Вскоре мы прибыли на место назначения. Разумеется, никто не сказал ни слова в мою защиту. Рок судил мне виселицу. Итак, я покорился судьбе не без горечи, но, в общем, довольно равнодушно. Будучи немного циником по натуре, я обладал всеми чувствами собаки. Палач надел мне петлю на шею. Доска упала – я повис.
Не стану описывать свои ощущения на виселице, хотя без сомнения мог бы сообщить много интересного на эту тему, тем более что никто еще не сказал ничего путного об этом предмете. Дело в том, что изобразить чувства повешенного может лишь тот, кто был повешен. Автор может судить лишь о том, что он сам испытал. Так Марк Антоний написал трактат о пьянстве.
Замечу, во всяком случае, что я не умер. Не имея дыхания, я не мог задохнуться; и если бы не узел под моим левым ухом, я не испытывал бы ни малейшего неудобства. Правда, меня сильно дернула веревка, когда опускная доска ускользнула из-под моих ног, но этот толчок только вправил мне шею, вывихнутую толстым джентльменом в дилижансе.
Во всяком случае, я не хотел разочаровать публику. Говорят, мои конвульсии были необычайны. Мои судороги были неподражаемы. Толпа кричала bis. Мужчины падали в обморок, женщин уносили в истерике. Пинксит воспользовался случаем, чтобы исправить свою удивительную картину «Марсиас, с которого сдирают кожу заживо».
Когда я достаточно позабавил толпу, решили снять меня с виселицы, тем более что настоящий преступник был в это время пойман и узнан, – факт, к сожалению, оставшийся неизвестным для меня.
Разумеется, ко мне отнеслись с большим сочувствием и так как никто не предъявил прав на мое тело, то решено было похоронить меня в общественном склепе.

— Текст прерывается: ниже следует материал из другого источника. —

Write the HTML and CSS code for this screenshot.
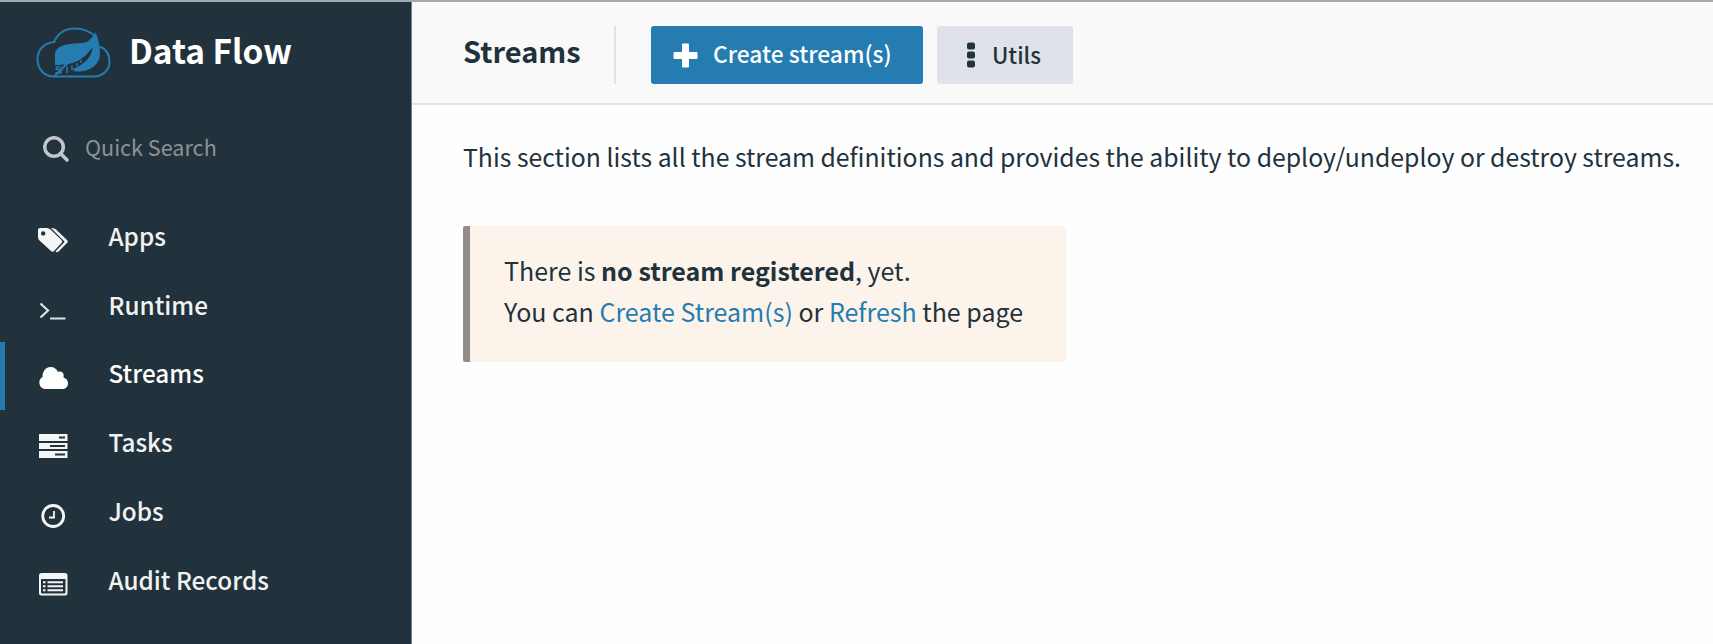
FILE: index.html
```html
<!DOCTYPE html>
<html lang="en">
<head>
<meta charset="utf-8">
<title>Data Flow</title>
<link rel="stylesheet" href="styles.css">
</head>
<body>
<div class="app">
  <aside class="sidebar">
    <div class="brand">
      <svg class="logo" viewBox="0 0 76 52">
        <path class="logo-cloud" d="M18 49.500H57C67 49.500 73.500 43 73.500 35C73.500 27 70 22 64 19.500M59 9C53 4 47 1.500 39 1.500C30 1.500 22 6 18 15C8 16 1.500 23 1.500 32C1.500 42 8 49.500 18 49.500Z"/>
        <path class="logo-leaf" d="M59.500 5C58 11 54 15 46 16C34 17 19 17 19 28V38C31 38 43 36 51 27C53 24.500 55 22 56.500 20.500C56 29 49 37 39 41C36 42 36 43 40 44.500C51 45 60 41 63.500 31C65 22 63 14 59.500 5Z"/>
        <path class="logo-detail" d="M25 40H20.500V42.500H25V46H19.500M31 39.500V46M36 38.500V43M41 36V39M45 33V36"/>
      </svg>
      <span class="brand-name">Data Flow</span>
    </div>
    <div class="search">
      <svg class="search-icon" viewBox="0 0 26 26"><circle cx="11" cy="11" r="9.300"/><path d="M17.500 17.500L24 24"/></svg>
      <span class="search-text">Quick Search</span>
    </div>
    <nav class="menu">
      <a class="item">
        <svg class="icon" viewBox="0 0 30 26"><path fill-rule="evenodd" d="M0 3Q0 1 2 1H9Q11 1 12.500 2.500L23.500 13Q25 14.500 23.500 16L16 24Q14.500 25.500 13 24L1.500 13.500Q0 12 0 10ZM5.200 4.200A2.200 2.200 0 1 0 5.200 8.600A2.200 2.200 0 1 0 5.200 4.200Z"/><path d="M13 1C15 1 16.500 1.500 18 2.500L29 13Q30.500 14.500 29 16L20.500 24.500Q19 26 17.500 24.500L26 15.500Q26.700 14.700 26 14Z"/></svg>
        <span class="label">Apps</span>
      </a>
      <a class="item">
        <svg class="icon line" viewBox="0 0 30 26"><path d="M2.500 7.500L10 14.500L2.500 21.500M12 22.500H27.500"/></svg>
        <span class="label">Runtime</span>
      </a>
      <a class="item active">
        <svg class="icon" viewBox="0 0 30 26"><path d="M7 24A6.500 6.500 0 0 1 4.500 12C4.500 6 8 2 12.500 2C16 2 19 4 20 7C23.500 5.500 26.500 8 25.500 12.500C28.500 13.500 30 15.500 30 18.500C30 22 27.500 24 24 24Z"/></svg>
        <span class="label">Streams</span>
      </a>
      <a class="item">
        <svg class="icon raised" viewBox="0 0 30 26"><path fill-rule="evenodd" d="M1 1H29.500V8H1ZM21 3.500V5.500H27V3.500ZM1 10H29.500V16H1ZM12 12V14H27V12ZM1 18H29.500V25H1ZM17 20.500V22.500H27V20.500Z"/></svg>
        <span class="label">Tasks</span>
      </a>
      <a class="item">
        <svg class="icon clock" viewBox="0 0 30 26"><circle cx="15.200" cy="13" r="10.500"/><path d="M16 8V14.500H11"/></svg>
        <span class="label">Jobs</span>
      </a>
      <a class="item">
        <svg class="icon" viewBox="0 0 30 26"><path fill-rule="evenodd" d="M3.500 2H27Q29.500 2 29.500 4.500V22Q29.500 24.500 27 24.500H3.500Q1 24.500 1 22V4.500Q1 2 3.500 2ZM3 8V21.500Q3 22.500 4 22.500H26.500Q27.500 22.500 27.500 21.500V8Z"/><path d="M5 10.200H7.500V12.200H5ZM9.500 10.200H25V12.200H9.500ZM5 14.200H7.500V16.200H5ZM9.500 14.200H25V16.200H9.500ZM5 18.200H7.500V20.200H5ZM9.500 18.200H25V20.200H9.500Z"/></svg>
        <span class="label">Audit Records</span>
      </a>
    </nav>
  </aside>
  <main class="main">
    <header class="header">
      <h1 class="title">Streams</h1>
      <span class="divider"></span>
      <button class="button primary">
        <svg class="plus" viewBox="0 0 25 25"><path d="M10 0.500H15Q16 0.500 16 1.500V9H23.500Q24.500 9 24.500 10V15Q24.500 16 23.500 16H16V23.500Q16 24.500 15 24.500H10Q9 24.500 9 23.500V16H1.500Q0.500 16 0.500 15V10Q0.500 9 1.500 9H9V1.500Q9 0.500 10 0.500Z"/></svg>
        <span class="button-label">Create stream(s)</span>
      </button>
      <button class="button secondary">
        <svg class="dots" viewBox="0 0 8 26"><rect width="8" height="7" y="0.500" rx="2"/><rect width="8" height="7" y="9.500" rx="2"/><rect width="8" height="7" y="18.500" rx="2"/></svg>
        <span class="button-label">Utils</span>
      </button>
    </header>
    <section class="content">
      <p class="description">This section lists all the stream definitions and provides the ability to deploy/undeploy or destroy streams.</p>
      <div class="notice">
        <p class="notice-line">There is <strong>no stream registered</strong>, yet.</p>
        <p class="notice-line">You can <a class="link">Create Stream(s)</a> or <a class="link">Refresh</a> the page</p>
      </div>
    </section>
  </main>
</div>
</body>
</html>
```
FILE: styles.css
```css
* { box-sizing: border-box; }
body {
  margin: 0;
  font-family: "Noto Sans CJK SC", "Noto Sans", sans-serif;
  font-size: 25px;
  color: #22323c;
  background: #fefefe;
}
p, h1 { margin: 0; }
svg { display: block; flex: none; }
.app { display: flex; height: 644px; border-top: 2px solid #a4abb0; overflow: hidden; }
.sidebar { flex: none; width: 412px; background: #22323c; color: #fff; border-right: 1px solid #77838b; }
.brand { display: flex; height: 102px; padding: 25px 0 0 36px; }
.logo { width: 76px; height: 52px; }
.logo-cloud { fill: none; stroke: #247cb0; stroke-width: 2; }
.logo-leaf { fill: #247cb0; }
.logo-detail { fill: none; stroke: #247cb0; stroke-width: 1.5; }
.brand-name { margin-left: 17px; font-size: 33.4px; font-weight: 700; line-height: 45px; white-space: nowrap; }
.search { display: flex; align-items: center; height: 90px; padding-left: 43px; }
.search-icon { width: 26px; height: 26px; fill: none; stroke: #c0c5c8; stroke-width: 3.5; stroke-linecap: round; }
.search-text { margin-left: 16px; padding-bottom: 4px; font-size: 21.6px; line-height: 34px; color: #8f9192; }
.menu { padding-top: 10px; }
.item { display: flex; align-items: center; height: 68.8px; padding-left: 38px; }
.item.active { padding-left: 33px; border-left: 5px solid #247cb0; }
.icon { width: 30px; height: 26px; margin-top: 4px; fill: #f4f5f5; }
.icon.raised { margin-top: 2px; }
.icon.line { fill: none; stroke: #dfe2e3; stroke-width: 2.2; }
.icon.clock { fill: none; stroke: #f4f5f5; stroke-width: 2.8; }
.icon.clock path { stroke-width: 1.8; }
.active .icon { fill: #fff; }
.label { margin-left: 40.5px; padding-bottom: 5px; font-size: 24.3px; font-weight: 500; line-height: 38px; color: #f0f2f3; }
.active .label { color: #fff; }
.main { flex: 1; min-width: 0; }
.header { display: flex; height: 103px; padding: 24px 0 0 51px; background: #f9f9f9; border-bottom: 2px solid #dfe2e8; }
.title { width: 151px; font-size: 29px; font-weight: 700; line-height: 49px; }
.divider { width: 2px; height: 58px; margin-right: 35px; background: #e2e3e5; }
.button { display: flex; align-items: center; height: 58px; padding: 0; border: 0; border-radius: 3px; font: inherit; font-weight: 500; font-size: 22.8px; }
.primary { width: 272px; margin-right: 14px; padding-left: 22px; background: #247cb0; color: #fff; }
.secondary { width: 136px; padding-left: 30px; background: #dfe2e8; color: #22323c; }
.plus { width: 25px; height: 25px; fill: #fff; }
.dots { width: 8px; height: 26px; fill: #22323c; }
.button-label { margin-left: 15px; padding-bottom: 2px; line-height: 36px; white-space: nowrap; }
.secondary .button-label { margin-left: 17px; font-size: 22.3px; }
.content { padding: 31px 0 0 51px; }
.description { font-size: 24.8px; line-height: 40px; white-space: nowrap; }
.notice { width: 603px; height: 136px; margin-top: 50px; padding: 24px 0 0 34px; border-left: 7px solid #8f8c8a; border-radius: 2px; background: #fcf4ea; }
.notice-line { line-height: 41px; white-space: nowrap; }
.link { color: #247cb0; }
```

Тут меня и положили после надлежащих церемоний. Могильщик ушел, и я остался один. Стих из «Недовольного» Марстона –
«Смерть хороший малый, ее дом открыт для всех», –
вспомнился мне в эту минуту и показался очевидной ложью.
Как бы то ни было, я сбросил крышку со своего гроба и вылез вон. Помещение оказалось очень сырым и мрачным, меня начинала томить скука. Чтобы развлечься, я стал прогуливаться среди гробов, расставленных кругом. Я снимал с них крышки, одну за другой, и предавался размышлениям о бренных останках, которые в них заключались.
– Вот этот – говорил я, наткнувшись на распухший, одутловатый, круглый труп, – вот этот был во всех отношениях несчастный, злополучный человек. Его постигла жестокая участь: он мог ковылять, а не ходить, он брел по жизненному пути не как разумное существо, а подобно слону, не как человек, а как носорог.
– Его попытки двигаться вперед терпели неудачу, а его круговращательная походка представляла жалкое зрелище. Сделав шаг вперед, он делал два вправо и два влево. Он мог читать только стихотворения Краббе. Он не имел понятия о чудесах пируэта. Для него pas de papillon[105] был чисто абстрактной идеей. Он никогда не взбирался на вершину горы. Он никогда не обозревал великолепную столицу с высокой башни. Жара была его смертный враг. В лучшее время года он терпел худшие муки. Ему грезилось пламя и удушливый дым – горы, нагроможденные на горы, Пелион на Оссе. Он страдал одышкой, этим все сказано. Он не признавал игры на духовых инструментах. Он изобрел самодвижущийся веер, виндзейль и вентилятор. Он покровительствовал фабриканту мехов Дюпону и умер жалкою смертью, пытаясь затянуться сигарой. Его участь глубоко интересует меня, его судьба возбуждает мои искренние симпатии. Но здесь, – продолжал я, презрительно вытаскивая из гроба длинную, сухопарую фигуру, странная наружность которой показалась мне неприятно знакомой, – здесь лежит негодяй, не заслуживающий ни малейшего сожаления. – Говоря это и желая рассмотреть фигуру поближе, я взял ее за нос большим и указательным пальцами, привел в сидячее положение и держал в таком виде, продолжая свой монолог.